Antique Pearl Brooches & Bangles
Small seed pearls are commonly found set into antique brooches, usually to contrast and compliment a larger central coloured gemstone. Similarly, seed pearl bangles were popular both with the Victorians and Edwardians, usually but not always with coloured stones set into them as well. As the one of the birthstones for June, pearls are considered an emblem of modesty, chastity and purity. More than that though, pearl is also supposed to symbolise love, success and a happy marriage, and in many countries pearls are worn by the bride as earrings and/or necklace during her wedding, or presented a wedding gift. Particularly popular are graduated pearl necklaces: many pearls strung together usually on silk thread. Large single pearl pendants are also particularly well suited to special occasions.
Vintage Pearl Rings
We love vintage pearl rings! As a soft material, great care must be taken when wearing these stones on the hand, but pearl works so well set into gold and platinum that's it hard not to own at least one pearl finger ring! At the turn of the 20th century, it was common for pearls to be set into gold bands with either turquoise or coral, and we love to source these beautiful items when we can. A small point of note regarding antique pearl rings: pearls cannot tolerate the heat of the jeweller's torch, so the ring cannot be resized. When buying an antique pearl piece, you must stick with the size you find it in, otherwise the pearls will need removing which will likely damage them so much they will need replacing.

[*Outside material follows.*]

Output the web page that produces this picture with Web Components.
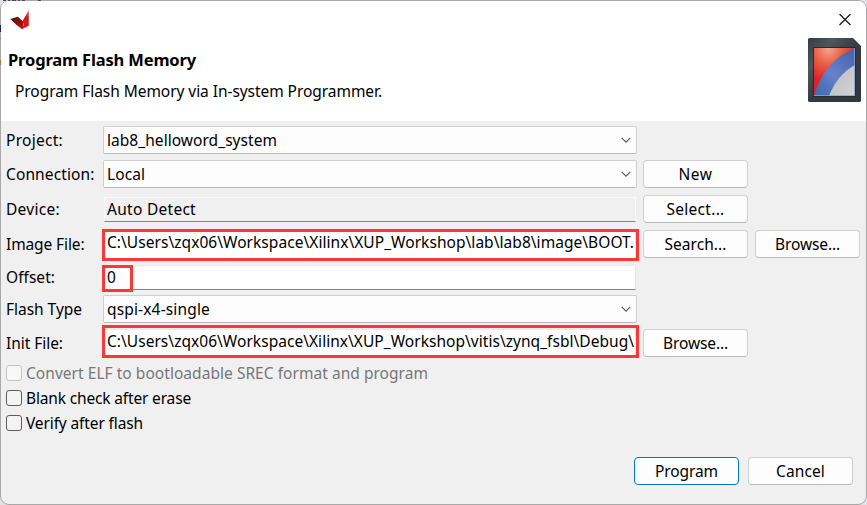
<!DOCTYPE html>
<html lang="en"><head><meta charset="utf-8"><title>Program Flash Memory</title>
<style>
html,body{margin:0;height:100%;overflow:hidden;background:#e2e2e4}
body{font:15.5px/28px "Noto Sans","Open Sans",sans-serif;color:#000}
</style></head><body>
<flash-dialog></flash-dialog>
<script>
// Text run whose tracking is adjusted to fill the width given in "w".
class FitText extends HTMLElement{
  connectedCallback(){
    const r=this.attachShadow({mode:'open'});
    r.innerHTML='<style>:host{display:inline-block;white-space:pre}span{display:inline-block}</style><span><slot></slot></span>';
    const s=r.querySelector('span'),w=+this.getAttribute('w');
    if(w){const n=this.textContent.length;s.style.letterSpacing=((w-s.getBoundingClientRect().width)/n).toFixed(3)+'px';this.style.width=w+'px';}
  }
}
class PushButton extends HTMLElement{
  connectedCallback(){
    this.attachShadow({mode:'open'}).innerHTML='<style>:host{display:flex;justify-content:center;box-sizing:border-box;width:105px;height:28px;line-height:26px;border:1px solid #d0d0d0;border-bottom-color:#bababa;border-radius:4px;background:#fdfdfd}:host([default]){border-color:#0078d4}</style><slot></slot>';
  }
}
class ComboBox extends HTMLElement{
  connectedCallback(){
    this.attachShadow({mode:'open'}).innerHTML='<style>:host{display:flex;justify-content:space-between;align-items:center;box-sizing:border-box;width:534px;height:28px;line-height:26px;padding:0 5px 0 3px;border:1px solid #cfcfcf;border-bottom-color:#b8b8b8;border-radius:2px;background:#fdfdfd}</style><slot></slot><svg width="10" height="6" viewBox="0 0 10 6"><path d="M.7.8 5 5.1 9.3.8" fill="none" stroke="#555" stroke-width="1.1"/></svg>';
  }
}
class TextField extends HTMLElement{
  connectedCallback(){
    this.attachShadow({mode:'open'}).innerHTML='<style>:host{display:block;overflow:hidden;box-sizing:border-box;margin:0 1px;width:532px;height:25px;line-height:23px;padding-left:2px;border:1px solid #e6e6e6;border-top-color:#ebebeb;border-bottom-color:#858585;background:#fff}:host([readonly]){background:#f0f0f0;border-color:#fafafa;border-bottom-color:#858585;margin-top:2px}:host([marked]){height:28px;border-bottom-color:#fff}</style><slot></slot>';
  }
}
class FormRow extends HTMLElement{
  connectedCallback(){
    this.attachShadow({mode:'open'}).innerHTML='<style>:host{display:grid;grid-template-columns:97px 534px 105px 105px;height:28px}::slotted(push-button){margin-left:6px}::slotted(push-button.second){margin-left:13px}</style><slot></slot>';
  }
}
class CheckOption extends HTMLElement{
  connectedCallback(){
    this.attachShadow({mode:'open'}).innerHTML='<style>:host{display:flex;height:25px;line-height:17px}i{box-sizing:border-box;width:16px;height:16px;margin-right:4px;border:1px solid #5d5d5d;border-radius:3px;background:#f4f4f4}:host([disabled]){color:#777}:host([disabled]) i{border-color:#c4c4c4;background:#f8f8f8}</style><i></i><slot></slot>';
  }
}
class CloseIcon extends HTMLElement{
  connectedCallback(){
    this.attachShadow({mode:'open'}).innerHTML='<style>:host{display:block;width:12px;height:12px}svg{display:block}</style><svg width="12" height="12"><path d="M.5 0l11 11M11.5 0l-11 11" stroke="#111" stroke-width="1.2"/></svg>';
  }
}
class VitisIcon extends HTMLElement{
  connectedCallback(){
    this.attachShadow({mode:'open'}).innerHTML='<style>:host{display:block}svg{display:block}</style><svg width="20" height="20"><defs><linearGradient id="g" x1="0" y1="0" x2="1" y2="1"><stop offset="0" stop-color="#5c080b"/><stop offset=".55" stop-color="#8e1012"/><stop offset="1" stop-color="#c81214"/></linearGradient><linearGradient id="h" x1="0" y1="0" x2="0" y2="1"><stop offset="0" stop-color="#e86a6a"/><stop offset=".4" stop-color="#cf1a1c"/><stop offset="1" stop-color="#e81212"/></linearGradient></defs><path d="M.3 9 8 6.7 12.8 11.2 14 17.5 12 19Q6 15 .3 9Z" fill="url(#g)"/><path d="M12.6 11 18.8 0V15.8L12 19 10.5 18 14 16Z" fill="url(#h)"/></svg>';
  }
}
class CardIcon extends HTMLElement{
  connectedCallback(){
    this.attachShadow({mode:'open'}).innerHTML='<style>:host{display:block}svg{display:block}</style><svg width="53" height="64"><defs><linearGradient id="c" x1="0" y1="0" x2="1" y2="1"><stop offset="0" stop-color="#343d43"/><stop offset=".25" stop-color="#4c575e"/><stop offset=".5" stop-color="#343c41"/><stop offset="1" stop-color="#30383d"/></linearGradient><radialGradient id="r" cx=".35" cy="0" r=".7"><stop offset="0" stop-color="#f4a78f"/><stop offset=".5" stop-color="#ea5f45"/><stop offset="1" stop-color="#dd2327"/></radialGradient><linearGradient id="b" x1="0" y1="1" x2=".8" y2="0"><stop offset="0" stop-color="#3a68b4"/><stop offset=".5" stop-color="#6681c9"/><stop offset="1" stop-color="#4a64b0"/></linearGradient><linearGradient id="w" x1="0" y1="0" x2="1" y2="1"><stop offset="0" stop-color="#b9bbbd"/><stop offset="1" stop-color="#d2d4d5"/></linearGradient></defs><path d="M1 0H45L53 8V63L52 64H1L0 63V1Z" fill="url(#c)"/><path d="M5 9H48V59H5Z" fill="#242c31"/><path d="M6 10H47V58H6Z" fill="url(#r)"/><path d="M47 10V58H6Q16 23 47 10Z" fill="url(#b)"/><path d="M47 27V58H21Q29 37 47 27Z" fill="url(#w)"/><path d="M46.5 10V58M6 57.5H47" stroke="#8fa3cf" stroke-opacity=".8"/></svg>';
  }
}
class FlashDialog extends HTMLElement{
  connectedCallback(){
    this.attachShadow({mode:'open'}).innerHTML=`<style>
:host{display:flex;flex-direction:column;position:relative;box-sizing:border-box;width:867px;height:505px;border:1px solid #a8a8a8;border-radius:9px;background:#f0f0f0;overflow:hidden}
header{display:grid;grid-template-columns:1fr 53px;height:120px;box-sizing:border-box;padding:9px 5px 0 7px;background:#fff}
.copy{display:flex;flex-direction:column;align-items:flex-start}
.copy vitis-icon{margin-left:2px}
h1{font-size:16.5px;line-height:24px;margin:18px 0 0;font-weight:700}
.copy .sub{margin:5px 0 0 7px}
.side{display:flex;flex-direction:column;align-items:flex-start}
close-icon{margin:4px 0 12px 31px}
main{display:flex;flex-direction:column;padding:5px 0 0 5px}
.g6{margin-bottom:6px}.g7{margin-bottom:7px}.off{height:25px;margin-bottom:5px;line-height:25px}
.checks{margin-top:8px}
footer{display:flex;gap:9px;justify-content:flex-end;padding:0 13px;margin-top:17px}
.mark{position:absolute;box-sizing:border-box;border:3px solid #fb3838;left:101px;pointer-events:none}
.m1{top:228px;width:537px;height:32px}.m2{top:264px;width:31px;height:27px}.m3{top:324px;width:537px;height:33px}
/* Specks of the window behind, showing along the dialog's edge. */
.behind{position:absolute;left:-1px;top:-1px}
</style>
<header><div class="copy"><vitis-icon></vitis-icon><h1><fit-text w="188">Program Flash Memory</fit-text></h1><fit-text class="sub" w="367">Program Flash Memory via In-system Programmer.</fit-text></div><div class="side"><close-icon></close-icon><card-icon></card-icon></div></header>
<main>
<form-row class="g6"><fit-text w="57">Project:</fit-text><combo-box><fit-text w="170">lab8_helloword_system</fit-text></combo-box></form-row>
<form-row class="g7"><fit-text w="88.5">Connection:</fit-text><combo-box><fit-text w="38">Local</fit-text></combo-box><push-button><fit-text w="34">New</fit-text></push-button></form-row>
<form-row class="g7"><fit-text w="54">Device:</fit-text><text-field readonly><fit-text w="89">Auto Detect</fit-text></text-field><push-button><fit-text w="58">Select...</fit-text></push-button></form-row>
<form-row class="g7"><fit-text w="78.5">Image File:</fit-text><text-field marked><fit-text w="527">C:\\Users\\zqx06\\Workspace\\Xilinx\\XUP_Workshop\\lab\\lab8\\image\\BOOT.</fit-text></text-field><push-button><fit-text w="62">Search...</fit-text></push-button><push-button class="second"><fit-text w="65">Browse...</fit-text></push-button></form-row>
<form-row class="off"><fit-text w="49">Offset:</fit-text><text-field><fit-text>0</fit-text></text-field></form-row>
<form-row class="g6"><fit-text w="76">Flash Type</fit-text><combo-box><fit-text w="103">qspi-x4-single</fit-text></combo-box></form-row>
<form-row><fit-text w="57">Init File:</fit-text><text-field marked><fit-text w="527">C:\\Users\\zqx06\\Workspace\\Xilinx\\XUP_Workshop\\vitis\\zynq_fsbl\\Debug\\</fit-text></text-field><push-button><fit-text w="65">Browse...</fit-text></push-button></form-row>
<div class="checks"><check-option disabled><fit-text w="402">Convert ELF to bootloadable SREC format and program</fit-text></check-option><check-option><fit-text w="165">Blank check after erase</fit-text></check-option><check-option><fit-text w="117">Verify after flash</fit-text></check-option></div>
</main>
<footer><push-button default><fit-text w="63">Program</fit-text></push-button><push-button><fit-text w="49">Cancel</fit-text></push-button></footer>
<div class="mark m1"></div><div class="mark m2"></div><div class="mark m3"></div>`;
  }
}
// Edge of the window behind: its top text row, a selection and a marker.
class BackdropEdge extends HTMLElement{
  connectedCallback(){
    this.attachShadow({mode:'open'}).innerHTML='<style>:host{position:absolute;left:0;top:0;pointer-events:none}svg{display:block}</style><svg width="60" height="70"><path d="M3 .5h3m2 0h2m2 0h4m2 0h2m2 0h3m13 0h3" stroke="#4a4a5c"/><path d="M.5 25v7" stroke="#22226a"/><path d="M.5 38v1" stroke="#777"/><path d="M.5 60v5" stroke="#c07040"/></svg>';
  }
}
Object.entries({'fit-text':FitText,'push-button':PushButton,'combo-box':ComboBox,'text-field':TextField,'form-row':FormRow,'check-option':CheckOption,'close-icon':CloseIcon,'vitis-icon':VitisIcon,'card-icon':CardIcon,'flash-dialog':FlashDialog,'backdrop-edge':BackdropEdge}).forEach(([n,c])=>customElements.define(n,c));
document.body.append(document.createElement('backdrop-edge'));
</script></body></html>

Why buy antique pearl jewellery?
There is a magic with antique and vintage jewellery that we just do not find with modern pieces. Lovers of old jewellery seek this magic, and it's definitely a joy not shared by everyone. But those who buy antique pearl jewellery do so because they love the mystery and intrigue that comes with their jewellery. When you put that pearl pendant necklace around your neck, or pin that antique pearl brooch to your jacket, you could almost be transported back 100 years to the cobbled streets of Victorian/Edwardian Britain. The magic in vintage pearl jewellery is simply knowing that the piece has been worn and loved before, many many times, and has lived through so many momentous periods in history that if only we could time travel, we would surely go back and see ourselves. Antique jewellery is a piece of history with a past far longer than our own, and we can't wait to add our chapter to its story!